Hi. I found task is for modify a fileset mainly. Is it possible to create a task which will extract some information and pass the value into next task? How can I do that. I thought either about setting up additional meta of the fileset or keep the value in (atom x). I guess there in no other context stuff apart fileset.
using an atom is not as good because then you accumulate state by mutation rather than via immutable fileset data
@berrysoup re: the anonymous task yes, you can use the boot.core/task
form
@micha but that was stupid question. I just need to have access to TempFileSet ....
i guess there is just no need for it, since you can do (fn [next-task] (fn [fileset] ... (next-task ...)))
ah yes, the with-pass-thru
just eliminates some boilerplate when you're doing a common pattern:
(fn [next-task]
(fn [fileset]
(.. do something here for side effects only ..)
(next-task fileset)))
full code for that is: (deftask build-sources "Build sources jar file"
[]
(comp
(sift :add-resource ["src/"])
(jar :file (format "%s-%s-sources.jar"
(str (name (get-env :project)))
(fn [nv] (core/with-pass-thru fs (apply find-version [nv fs]))) [version-ns]))
(target)))
there is with-pre-wrap
also, which is when you want the body expressions to return a new fileset to pass on to the next tasks
this wiki page may be useful https://github.com/boot-clj/boot/wiki/Tasks#pre-and-post-tasks
(jar :file (format "%s-%s-sources.jar"
(str (name (get-env :project)))
(core/with-pass-thru fs (:version-sem (meta fs)))))
the arguments to that function are evaluated once only, when the jar task function is called
The issue is I run task which keep some value in the file system metadata and now I need to get it back because I keeps a version string which should be put into jar name. 😉
And the version is taken not from pom as it is in the original jar
code but in dedicated namespace.
(comp
(jar :file "project.jar")
(with-pre-wrap fs
(let [{:keys [version-sem project]} (meta fs)]
(mv fs "project.jar" (format "%s-%s-sources.jar" project version-sem)))))

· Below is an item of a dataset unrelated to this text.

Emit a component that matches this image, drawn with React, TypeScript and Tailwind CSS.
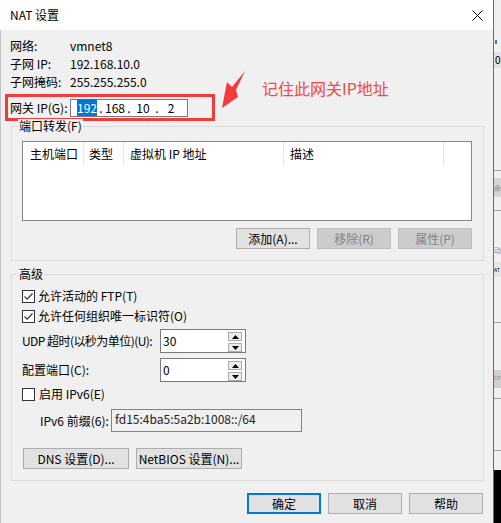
import React from 'react'

function Check({ checked }: { checked?: boolean }) {
  return (
    <span className="flex h-[13px] w-[13px] shrink-0 items-center justify-center border border-[#333333] bg-white">
      {checked && (
        <svg width="11" height="11" viewBox="0 0 11 11">
          <path d="M1.5 5.5 L4.2 8.2 L9.5 2.5" fill="none" stroke="#333333" strokeWidth="1.2" />
        </svg>
      )}
    </span>
  )
}

function Btn({
  children,
  className,
  disabled,
  primary,
}: {
  children: React.ReactNode
  className: string
  disabled?: boolean
  primary?: boolean
}) {
  const tone = disabled
    ? 'border border-[#bfbfbf] bg-[#cccccc] text-[#838383]'
    : primary
      ? 'border-2 border-[#0078d7] bg-[#e1e1e1] text-black'
      : 'border border-[#adadad] bg-[#e1e1e1] text-black'
  return (
    <div className={`flex h-[21px] items-center justify-center whitespace-nowrap leading-[14px] ${tone} ${className}`}>
      {children}
    </div>
  )
}

function SpinBtn({ up }: { up?: boolean }) {
  return (
    <div className="flex h-[9px] w-[14px] items-center justify-center border border-[#acacac] bg-[#ececec]">
      <svg width="7" height="4" viewBox="0 0 7 4">
        {up ? <path d="M0 4 L3.5 0 L7 4 Z" fill="#000" /> : <path d="M0 0 L3.5 4 L7 0 Z" fill="#000" />}
      </svg>
    </div>
  )
}

function Spin({ value }: { value: string }) {
  return (
    <div className="flex h-[24px] w-[86px] border border-[#7a7a7a] bg-white">
      <span className="flex-1 pl-[2px] pt-[4px] leading-[14px]">{value}</span>
      <div className="flex flex-col gap-[2px] pr-[3px] pt-[2px]">
        <SpinBtn up />
        <SpinBtn />
      </div>
    </div>
  )
}

function Legend({ children }: { children: React.ReactNode }) {
  return (
    <span className="absolute left-[6px] top-[-8px] bg-[#f0f0f0] px-[1px] leading-[14px]">{children}</span>
  )
}

const columns = [
  { label: '主机端口', cls: 'w-[61px] pl-[7px]' },
  { label: '类型', cls: 'w-[40px] pl-[5px]' },
  { label: '虚拟机 IP 地址', cls: 'w-[160px] pl-[6px]' },
  { label: '描述', cls: 'w-[160px] pl-[6px]' },
]

const info = [
  ['网络:', 'vmnet8'],
  ['子网 IP:', '192.168.10.0'],
  ['子网掩码:', '255.255.255.0'],
]

export default function App() {
  return (
    <div className="flex h-[523px] w-[501px] overflow-hidden bg-[#f0f0f0] font-['Noto_Sans_CJK_SC','Noto_Sans',sans-serif] text-[12px] text-black">
      {/* dialog */}
      <div className="relative flex h-full w-[494px] shrink-0 flex-col border-r border-[#6b6b6b] bg-[#f0f0f0]">
        <div className="flex h-[30px] items-center justify-between bg-white pl-[10px] pr-[10px]">
          <span className="leading-[16px]">NAT 设置</span>
          <svg width="11" height="11" viewBox="0 0 11 11">
            <path d="M0.5 0.5 L10.5 10.5 M10.5 0.5 L0.5 10.5" stroke="#000" strokeWidth="1" />
          </svg>
        </div>

        <div className="flex flex-1 flex-col border-l border-[#c4c4c4] pl-[9px] pt-[7px]">
          {info.map(([k, v]) => (
            <div key={k} className="flex h-[18px] items-center leading-[14px]">
              <span className="w-[60px]">{k}</span>
              <span>{v}</span>
            </div>
          ))}

          <div className="ml-[-5px] mt-[3px] flex h-[27px] w-[210px] items-center border-[3px] border-[#f23c3c] pl-[2px] leading-[14px]">
            <span className="w-[60px]">网关 IP(G):</span>
            <div className="flex h-[18px] w-[118px] items-center border border-[#7a7a7a] bg-white pl-[5px]">
              <span className="w-[22px] text-center">
                <span className="bg-[#0078d7] text-white">192</span>
              </span>
              <span className="w-[6px] text-center">.</span>
              <span className="w-[22px] text-center">168</span>
              <span className="w-[6px] text-center">.</span>
              <span className="w-[22px] text-center">10</span>
              <span className="w-[6px] text-center">.</span>
              <span className="w-[22px] text-center">2</span>
            </div>
          </div>

          {/* 端口转发 */}
          <div className="relative ml-[1px] mt-[5px] h-[135px] w-[473px] border border-[#dcdcdc] pl-[10px] pt-[14px]">
            <Legend>端口转发(F)</Legend>
            <div className="h-[80px] w-[450px] border border-[#828790] bg-white">
              <div className="flex h-[24px]">
                {columns.map((c) => (
                  <div key={c.label} className={`flex items-center border-r border-[#e5e5e5] leading-[14px] ${c.cls}`}>
                    {c.label}
                  </div>
                ))}
              </div>
            </div>
            <div className="mt-[7px] flex w-[450px] justify-end gap-[7px]">
              <Btn className="w-[74px]">添加(A)...</Btn>
              <Btn className="w-[74px]" disabled>
                移除(R)
              </Btn>
              <Btn className="w-[74px]" disabled>
                属性(P)
              </Btn>
            </div>
          </div>

          {/* 高级 */}
          <div className="relative ml-[1px] mt-[13px] h-[207px] w-[473px] border border-[#dcdcdc] pl-[10px] pt-[11px] leading-[14px]">
            <Legend>高级</Legend>
            <div className="flex h-[20px] items-center gap-[3px]">
              <Check checked />
              <span>允许活动的 FTP(T)</span>
            </div>
            <div className="flex h-[20px] items-center gap-[3px]">
              <Check checked />
              <span>允许任何组织唯一标识符(O)</span>
            </div>
            <div className="mt-[3px] flex h-[24px] items-center">
              <span className="w-[138px] whitespace-nowrap tracking-[-0.55px]">UDP 超时(以秒为单位)(U):</span>
              <Spin value="30" />
            </div>
            <div className="mt-[5px] flex h-[24px] items-center">
              <span className="w-[138px]">配置端口(C):</span>
              <Spin value="0" />
            </div>
            <div className="mt-[2px] flex h-[20px] items-center gap-[4px]">
              <Check />
              <span>启用 IPv6(E)</span>
            </div>
            <div className="mt-[5px] flex h-[23px] items-center pl-[18px]">
              <span className="w-[71px] whitespace-nowrap">IPv6 前缀(6):</span>
              <div className="h-[23px] w-[191px] border border-[#838383] bg-[#f0f0f0] pl-[3px] pt-[2px] text-[#222222]">
                fd15:4ba5:5a2b:1008::/64
              </div>
            </div>
            <div className="mt-[16px] flex gap-[7px] pl-[1px]">
              <Btn className="w-[106px]">DNS 设置(D)...</Btn>
              <Btn className="w-[106px]">NetBIOS 设置(N)...</Btn>
            </div>
          </div>

          <div className="ml-[1px] mt-[12px] flex w-[473px] justify-end gap-[7px] pr-[1px]">
            <Btn className="w-[74px]" primary>
              确定
            </Btn>
            <Btn className="w-[74px]">取消</Btn>
            <Btn className="w-[74px]">帮助</Btn>
          </div>
        </div>

        {/* annotation */}
        <svg className="absolute left-[218px] top-[68px]" width="30" height="44" viewBox="0 0 30 44">
          <polygon points="27,3 18,22 20,29 4,40 9,14 14,19" fill="#f23c3c" />
        </svg>
        <span className="absolute left-[262px] top-[79px] text-[16px] leading-[18px] text-[#f24848]">
          记住此网关IP地址
        </span>
      </div>

      {/* window behind */}
      <div className="flex h-full w-[7px] flex-col overflow-hidden bg-[#f0f0f0] leading-[16px]">
        <div className="h-[40px] shrink-0" />
        <div className="ml-[1px] h-[4px] w-[2px] shrink-0 bg-[#3c7fb1]" />
        <div className="h-[8px] shrink-0" />
        <div className="h-[16px] shrink-0 bg-[#e1e1e1] pl-[1px] text-[10px]">0</div>
        <div className="h-[102px] shrink-0" />
        <div className="h-px shrink-0 bg-[#a0a0a0]" />
        <div className="h-[7px] shrink-0" />
        <div className="h-[19px] shrink-0 bg-[#d4d4d4] pt-[2px] text-[7px] text-[#8a8a8a]">命</div>
        <div className="h-[13px] shrink-0" />
        <div className="h-px shrink-0 bg-[#a0a0a0]" />
        <div className="h-[31px] shrink-0" />
        <div className="h-[16px] shrink-0 text-[7px] text-[#8a8a8a]">动</div>
        <div className="h-[4px] shrink-0" />
        <div className="h-[15px] shrink-0 bg-[#e5e5e5] text-[5px]">AT</div>
        <div className="h-[45px] shrink-0" />
        <div className="h-px shrink-0 bg-[#a0a0a0]" />
        <div className="h-[47px] shrink-0" />
        <div className="h-[18px] shrink-0 bg-[#cfcfcf] text-[5px] text-[#8a8a8a]">CP</div>
        <div className="h-[10px] shrink-0" />
        <div className="h-px shrink-0 bg-[#a0a0a0]" />
        <div className="h-[51px] shrink-0" />
        <div className="h-px shrink-0 bg-[#a0a0a0]" />
        <div className="h-[19px] shrink-0" />
        <div className="flex-1 bg-black" />
      </div>
    </div>
  )
}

the issue you are having stems from the fact that tasks are created before they are composed together
because those arguments are evaluated only once when the jar task middleware is created, and before it's composed with any other tasks and before any fileset exists
the way i did it above does the renaming in the task middleware, so it has access to a fileset
@micha what is the proper way to use alter-var-root
to replace a task with another one?
boot.user=> (doc replace-task!)
-------------------------
boot.core/replace-task!
([& replacements])
Macro
Given a number of binding form and function pairs, this macro alters the
root bindings of task vars, replacing their values with the given functions.
Example:
(replace-task!
[r repl] (fn [& xs] (apply r :port 12345 xs))
[j jar] (fn [& xs] (apply j :manifest {"howdy" "world"} xs)))
boot.user=> (source replace-task!)
(defmacro replace-task!
"Given a number of binding form and function pairs, this macro alters the
root bindings of task vars, replacing their values with the given functions.
Example:
(replace-task!
[r repl] (fn [& xs] (apply r :port 12345 xs))
[j jar] (fn [& xs] (apply j :manifest {\"howdy\" \"world\"} xs)))"
[& replacements]
`(do ~@(for [[[bind task] expr] (partition 2 replacements)]
`(alter-var-root (var ~task) (fn [~bind] ~expr)))))
oh cool! thats so simple 😛
I have a boot task whose functionality and options I'd like to make available in -main. -main is already defined using defclifn and has a few additional cli elements. How can I best do this?
That will certainly work but was hoping for some destruct/conj magic to prevent the inevitable conflicting copies. Thanks for giving it a think.